I'm wondering if a variant may not be hiding in the low or no coverage areas of the sequence. I'm wondering if there is some way to suss that out. I have used bwa mem, bbmap and bowtie alignments with their default settings. I'm thinking that perhaps by changing some of the settings I might get a bit more of the unmapped/poorer quality reads to map to these no coverage regions? I'm hoping someone can help me with some suggestions of what settings to adjust.
Thank you.
My alignment commands:
bwa mem -M -R 'RG data here' reference.fasta seq_R1_001.fastq seq_R2_001.fastq >aligned_reads.sam
bbmap.sh in1=seq_R1_001.fastq in2=seq_R2_001.fastq out=mapped.bam outu=unmapped.fq
bowtie2 -x reference -1 seq_trimmed1.fq -2 seq_trimmed2.fq -S align.sam
If you don't have coverage for certain regions in your data file then fiddling with parameters may not help. Doing more sequencing or additional libraries or using a different technology may be needed. While you could start playing fast and loose with parameters it may in turn affect regions where you do have good coverage/proper alignments.

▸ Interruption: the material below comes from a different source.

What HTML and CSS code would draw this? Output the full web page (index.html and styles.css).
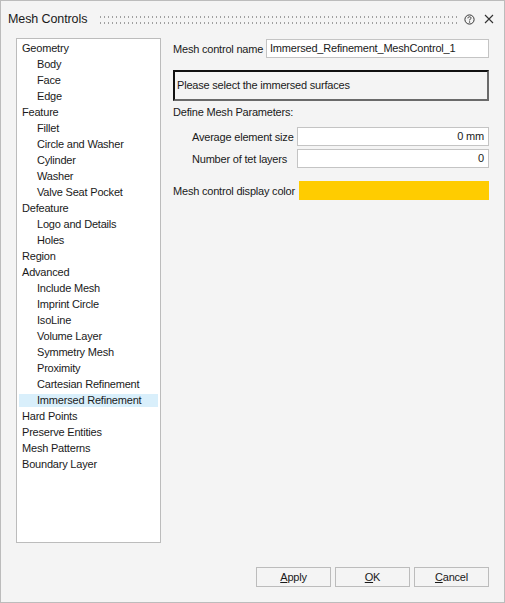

What fraction of reads are remaining un-mapped with the three different alignments?
less than 1% of reads are going unmapped. I was thinking of just sequencing a few of the regions with Sanger
Have you considered indels or larger structural variants? You may have your variant hiding in plain sight if you're not looking for indels or SVs.

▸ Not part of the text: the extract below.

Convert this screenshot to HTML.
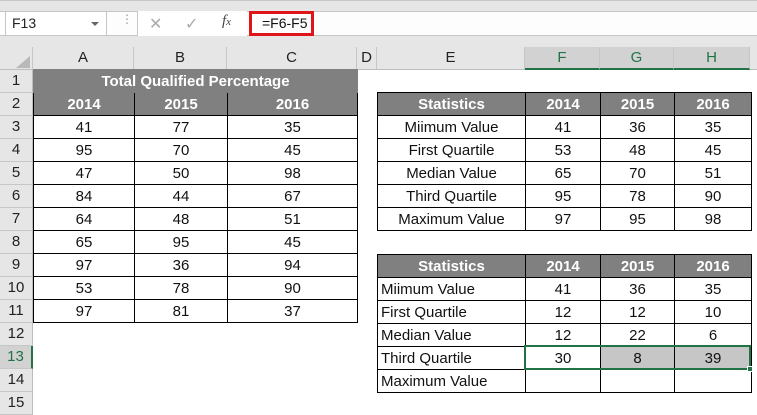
<!DOCTYPE html>
<html><head><style>
*{margin:0;padding:0;box-sizing:border-box}
body{width:757px;height:413px;overflow:hidden;background:#fff;font-family:"Liberation Sans",Arial,sans-serif;position:relative}
.a{position:absolute}
.top{left:0;top:0;width:757px;height:47px;background:#e6e6e6;border-top:1px solid #c8c8c8}
.wbar{left:0;top:11px;width:757px;height:25px;background:#fdfdfd;border-top:1px solid #c6c6c6;border-bottom:1px solid #c6c6c6}
.hdr{top:47px;height:23px;background:#e6e6e6;border-right:1px solid #c6c6c6;border-bottom:1px solid #bdbdbd;font-size:15px;color:#222;text-align:center;line-height:22px}
.rh{left:0;width:33px;height:23px;background:#e6e6e6;border-bottom:1px solid #c6c6c6;border-right:1px solid #bdbdbd;font-size:15px;color:#222;text-align:center;line-height:22px}
table{position:absolute;border-collapse:collapse;table-layout:fixed;font-size:15px}
td{border:1px solid #000;height:23px;padding:0;text-align:center;color:#111;white-space:nowrap;overflow:hidden}
.g td,td.g{background:#808080;color:#fff;font-weight:bold}
td.l{text-align:left;padding-left:3px}
</style></head><body>
<div class="a top"></div>
<div class="a wbar"></div>
<div class="a" style="left:5px;top:11px;width:102px;height:25px;background:#fff;border:1px solid #c6c6c6;font-size:14px;line-height:23px;padding-left:6px;color:#222">F13<span style="position:absolute;right:7px;top:10px;border-left:4px solid transparent;border-right:4px solid transparent;border-top:4px solid #666"></span></div>
<div class="a" style="left:121px;top:17px;color:#999;font-size:12px;line-height:5px">⋮</div>
<div class="a" style="left:137px;top:11px;width:110px;height:25px;background:#fff;border-left:1px solid #c6c6c6"></div>
<div class="a" style="left:149px;top:14px;color:#aaa;font-size:16px">✕</div>
<div class="a" style="left:185px;top:14px;color:#aaa;font-size:16px">✓</div>
<div class="a" style="left:222px;top:13px;color:#444;font-size:15px;font-style:italic;font-family:'Liberation Serif',serif">f<span style="font-size:11px">x</span></div>
<div class="a" style="left:249px;top:11px;width:65px;height:25px;border:3px solid #e0141b;font-size:14px;line-height:19px;padding-left:10px;color:#111">=F6-F5</div>

<div class="a hdr" style="left:0;width:33px"></div>
<div class="a" style="left:16px;top:56px;width:0;height:0;border-left:14px solid transparent;border-bottom:12px solid #b8b8b8"></div>
<div class="a hdr" style="left:33px;width:101px">A</div>
<div class="a hdr" style="left:134px;width:93px">B</div>
<div class="a hdr" style="left:227px;width:130px">C</div>
<div class="a hdr" style="left:357px;width:20px">D</div>
<div class="a hdr" style="left:377px;width:148px">E</div>
<div class="a hdr" style="left:525px;width:75px;background:#d2d2d2;color:#217346;border-bottom:2px solid #217346">F</div>
<div class="a hdr" style="left:600px;width:74px;background:#d2d2d2;color:#217346;border-bottom:2px solid #217346">G</div>
<div class="a hdr" style="left:674px;width:76px;background:#d2d2d2;color:#217346;border-bottom:2px solid #217346">H</div>
<div class="a hdr" style="left:750px;width:7px;border-right:none"></div>

<div class="a rh" style="top:70px">1</div>
<div class="a rh" style="top:93px">2</div>
<div class="a rh" style="top:116px">3</div>
<div class="a rh" style="top:139px">4</div>
<div class="a rh" style="top:162px">5</div>
<div class="a rh" style="top:185px">6</div>
<div class="a rh" style="top:208px">7</div>
<div class="a rh" style="top:231px">8</div>
<div class="a rh" style="top:254px">9</div>
<div class="a rh" style="top:277px">10</div>
<div class="a rh" style="top:300px">11</div>
<div class="a rh" style="top:323px">12</div>
<div class="a rh" style="top:346px;background:#d2d2d2;color:#217346;border-right:2px solid #217346">13</div>
<div class="a rh" style="top:369px">14</div>
<div class="a rh" style="top:392px">15</div>

<table style="left:33px;top:69px;width:325px">
<col style="width:101px"><col style="width:93px"><col style="width:130px">
<tr class="g"><td colspan="3" style="border-color:#808080">Total Qualified Percentage</td></tr>
<tr class="g"><td>2014</td><td>2015</td><td>2016</td></tr>
<tr><td>41</td><td>77</td><td>35</td></tr>
<tr><td>95</td><td>70</td><td>45</td></tr>
<tr><td>47</td><td>50</td><td>98</td></tr>
<tr><td>84</td><td>44</td><td>67</td></tr>
<tr><td>64</td><td>48</td><td>51</td></tr>
<tr><td>65</td><td>95</td><td>45</td></tr>
<tr><td>97</td><td>36</td><td>94</td></tr>
<tr><td>53</td><td>78</td><td>90</td></tr>
<tr><td>97</td><td>81</td><td>37</td></tr>
</table>

<table style="left:377px;top:92px;width:374px">
<col style="width:148px"><col style="width:75px"><col style="width:74px"><col style="width:77px">
<tr class="g"><td>Statistics</td><td>2014</td><td>2015</td><td>2016</td></tr>
<tr><td>Miimum Value</td><td>41</td><td>36</td><td>35</td></tr>
<tr><td>First Quartile</td><td>53</td><td>48</td><td>45</td></tr>
<tr><td>Median Value</td><td>65</td><td>70</td><td>51</td></tr>
<tr><td>Third Quartile</td><td>95</td><td>78</td><td>90</td></tr>
<tr><td>Maximum Value</td><td>97</td><td>95</td><td>98</td></tr>
</table>

<table style="left:377px;top:254px;width:374px">
<col style="width:148px"><col style="width:75px"><col style="width:74px"><col style="width:77px">
<tr class="g"><td>Statistics</td><td>2014</td><td>2015</td><td>2016</td></tr>
<tr><td class="l">Miimum Value</td><td>41</td><td>36</td><td>35</td></tr>
<tr><td class="l">First Quartile</td><td>12</td><td>12</td><td>10</td></tr>
<tr><td class="l">Median Value</td><td>12</td><td>22</td><td>6</td></tr>
<tr><td class="l">Third Quartile</td><td>30</td><td style="background:#c6c6c6">8</td><td style="background:#c6c6c6">39</td></tr>
<tr><td class="l">Maximum Value</td><td></td><td></td><td></td></tr>
</table>
<div class="a" style="left:524px;top:345px;width:227px;height:25px;border:2px solid #217346"></div>
<div class="a" style="left:747px;top:366px;width:6px;height:6px;background:#217346;border:1px solid #fff"></div>
</body></html>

I would do an assembly - SPADES - then annotate roughly -prokka- then compare the nucleotide or aa sequences of the annotations - proteinortho.
You can also look at deleted genes in the two genomes by either manually scanning or using bedtools bamcoverage and filtering for 0 coverage regions.
Missing or gained genes might be more important than SNVs, especially if you only have 2 SNVs.
I've tried looking for indels specifically. I used pindel, which supposedly finds indels, as well as bbmap which was recommended to me here on biostars. I was able to identify an known insertion in another genome that I was working with, but nothing else popped up.
It's still possible that you have other types of SVs (e.g. inversions, duplications, translocations). Also, pindel can't detect insertions larger than ~100bp (it depends on the read length) so if you have a large insertion (e.g. of a new gene) you'll still miss it. A caller designed to detect complex rearrangements such as GRIDSS (displaimer: my software), would eliminate the other possibility but won't completely resolve the large insertion (new gene) issue. For that you'll want do to assembly. Since you genome is so small, assembly is not particularly problematic. You can either align the raw reads of one to the other, the contigs (e.g LASTZ), or a three-way to alignment to your reference genome.
Thanks for the suggestions re: SPADES, prokka etc. I'll give it a go!